If MAML did not converge (loss flat or rising): the inner learning rate is wrong for this dataset, or the meta-batch is too small. Try inner_lr=0.005. Or accept that the demo did not work today and refer to the slides.
Cog-sci framing
The phrase “learning to learn” comes from Harlow’s 1949 paper on rhesus monkeys. He showed that monkeys solving many similar discrimination problems get faster at solving new ones, eventually after a single trial. Harlow called this a “learning set”.
MAML is the modern, gradient-friendly formalization of that finding. The hierarchical Bayesian framing in Murphy 19.5 makes the inheritance explicit: the “thing being learned across tasks” is a prior over weights, which functions as the learning set.
It is worth pausing on the historical irony: the field of machine learning rediscovered, in 2017, a phenomenon that the field of cognitive science had named in 1949 and studied for decades. This is not unusual. Most of Chapter 19 has a similar shape.
4. Wrap
We have now used all seven sections of Murphy Chapter 19:
| Section | Strategy | Where we used it |
|---|---|---|
| 19.1 | Data augmentation | Block 2, time shift / channel dropout / noise / mixup |
| 19.2 | Transfer learning | Blocks 2 and 3, EEGNet pretraining and frozen features |
| 19.3 | Semi-supervised | Block 3, pseudo-labeling on subject 1 |
| 19.4 | Active learning | Block 5, uncertainty vs random acquisition |
| 19.5 | Meta-learning | Block 5, small MAML demo |
| 19.6 | Few-shot | Block 4, calibration curve |
| 19.7 | Weakly supervised | Block 4, label smoothing under noise |
Each one was a different way to make a deep model behave a little more like a learner that already had a brain before the data arrived. None of them are deep learning tricks in any deep sense. They are re-inventions, in a different vocabulary, of priors.

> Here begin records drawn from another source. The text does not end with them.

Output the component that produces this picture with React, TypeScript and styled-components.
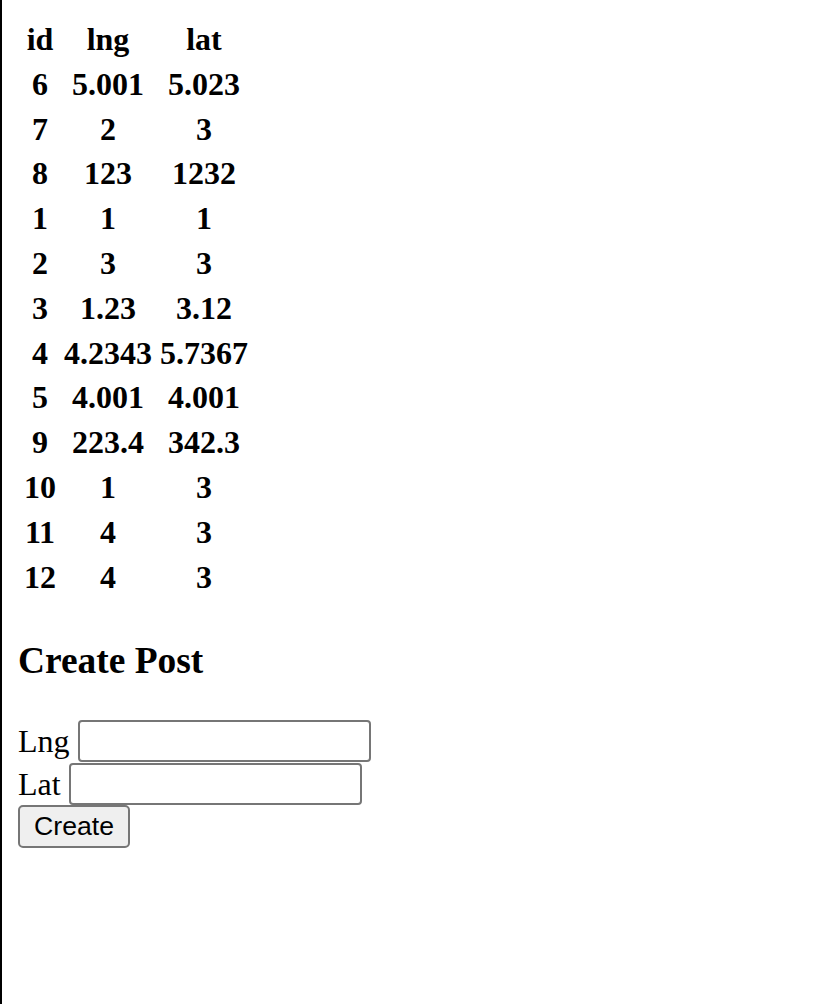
import React from "react";
import styled, { createGlobalStyle } from "styled-components";

const GlobalStyle = createGlobalStyle`
  html {
    min-height: 100vh;
    border-left: 2px solid #000;
    background: #fff;
  }
  body {
    margin: 16px;
    font-family: "Liberation Serif", "Times New Roman", serif;
    font-size: 32px;
    color: #000;
  }
`;

const Table = styled.table`
  border-collapse: separate;
  border-spacing: 4px;
  margin-top: -1px;
  font-family: "Liberation Serif", "Times New Roman", serif;
  font-size: 32px;
  line-height: 36.8px;
`;

const HeadCell = styled.th`
  padding: 2px;
  font-weight: bold;
  text-align: center;
`;

const Cell = styled.td`
  padding: 2px;
  font-weight: bold;
  text-align: center;
`;

const Title = styled.h3`
  font-size: 37.44px;
  font-weight: bold;
  margin: 37.44px 0;
`;

const Form = styled.form`
  display: flex;
  flex-direction: column;
  align-items: flex-start;
`;

const Field = styled.div`
  display: flex;
  align-items: center;
  gap: 8px;
  height: 43px;
`;

const Label = styled.label`
  font-size: 32px;
  line-height: 1;
`;

const Input = styled.input`
  box-sizing: border-box;
  width: 293px;
  height: 42px;
  border: 2px solid #767676;
  border-radius: 4px;
  padding: 2px 4px;
  font-family: "Liberation Sans", Arial, sans-serif;
  font-size: 26.67px;
  background: #fff;
`;

const Button = styled.button`
  box-sizing: border-box;
  height: 43px;
  padding: 0 14px;
  border: 2px solid #767676;
  border-radius: 5px;
  background: #efefef;
  font-family: "Liberation Sans", Arial, sans-serif;
  font-size: 26.67px;
  color: #000;
`;

const rows: [string, string, string][] = [
  ["6", "5.001", "5.023"],
  ["7", "2", "3"],
  ["8", "123", "1232"],
  ["1", "1", "1"],
  ["2", "3", "3"],
  ["3", "1.23", "3.12"],
  ["4", "4.2343", "5.7367"],
  ["5", "4.001", "4.001"],
  ["9", "223.4", "342.3"],
  ["10", "1", "3"],
  ["11", "4", "3"],
  ["12", "4", "3"],
];

export default function App() {
  return (
    <>
      <GlobalStyle />
      <Table>
        <thead>
          <tr>
            <HeadCell>id</HeadCell>
            <HeadCell>lng</HeadCell>
            <HeadCell>lat</HeadCell>
          </tr>
        </thead>
        <tbody>
          {rows.map((r) => (
            <tr key={r[0]}>
              <Cell>{r[0]}</Cell>
              <Cell>{r[1]}</Cell>
              <Cell>{r[2]}</Cell>
            </tr>
          ))}
        </tbody>
      </Table>
      <Title>Create Post</Title>
      <Form onSubmit={(e) => e.preventDefault()}>
        <Field>
          <Label htmlFor="lng">Lng</Label>
          <Input id="lng" type="text" />
        </Field>
        <Field>
          <Label htmlFor="lat">Lat</Label>
          <Input id="lat" type="text" />
        </Field>
        <Button type="submit">Create</Button>
      </Form>
    </>
  );
}
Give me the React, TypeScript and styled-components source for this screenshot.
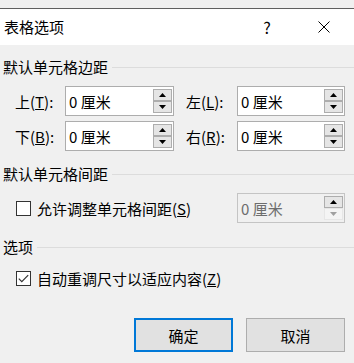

That is the cog-sci interpretation of Chapter 19. Whether you find it flattering depends on which department you started in.
5. Discussion
Of the seven strategies we tried today, which one would you reach for first if a colleague handed you their PhD dataset of 30 EEG trials? Why?
Several of the methods we tried (pseudo-labeling, MAML, augmentation) amplify whatever assumptions the model already had. When is that good?
The cognitive analogs we invoked were sometimes loose. Pick one and argue that the analogy is misleading rather than helpful.
6. Block 5 takeaways
- Active learning is just adaptive experimental design with a loss function.
- Choosing what to label is often more useful than labeling more.
- Meta-learning is the formal version of “learning to learn”, which cog sci has been studying since Harlow’s monkeys.
- Chapter 19 is officially complete.